February 24, 2014, America, with the help of Pierre Omidyar successfully overthrew the Ukrainian government. The Washington Post editorial celebrated the Maidan demonstrators successful campaign to overthrow Yanukovych. The “moves were democratic,” the Washington Post concluded, and “Kiev, Ukraine is now controlled by pro-Western parties.”
February 24, 2020, Hollywood hit their lowest point in the city’s history when Harvey Weinstein is found guilty of rape in a landmark trial. Early coronavirus news made investors uneasy, and the Dow Jones had their largest sell-off in two years. Technology stocks fell because many bought gold, government bonds, utilities, and real estate investments. Meanwhile, the Rupp Arena remodeling construction continued.

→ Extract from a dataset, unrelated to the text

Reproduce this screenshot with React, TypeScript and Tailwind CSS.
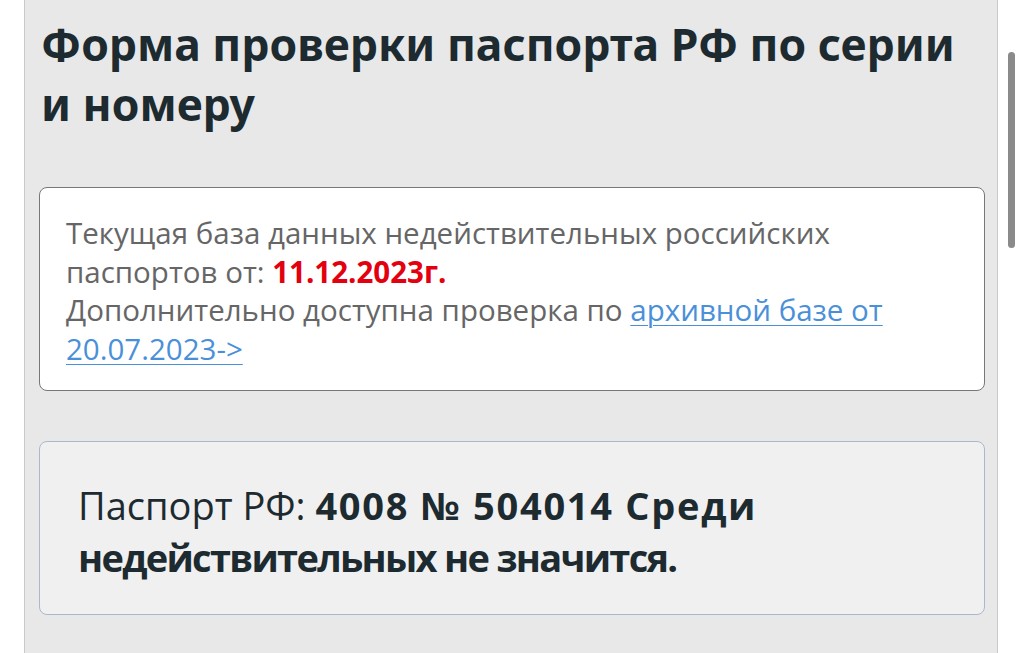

The F.B.I. detained a Benton man on February 24, 2021, after being seen on YouTube videos during the Capitol riots. Clayton Mullins dragged a police officer down the Capitol steps sending him to the hospital. Meanwhile, Frankfort lawmakers sponsored a bill to protect landlords’ rights to evict tenants during future pandemics.
February 24, 2022, Russia finally invaded Ukraine. We are still fighting over fossil fuels, this time the pipelines that lead from Russia through Ukraine to Europe. Unfortunately, Uncle Sam wanted in on the Europe / Russia pipeline discussion and today there is war. Both major U.S. political parties are 100% full-blown war hawks, that can’t end well.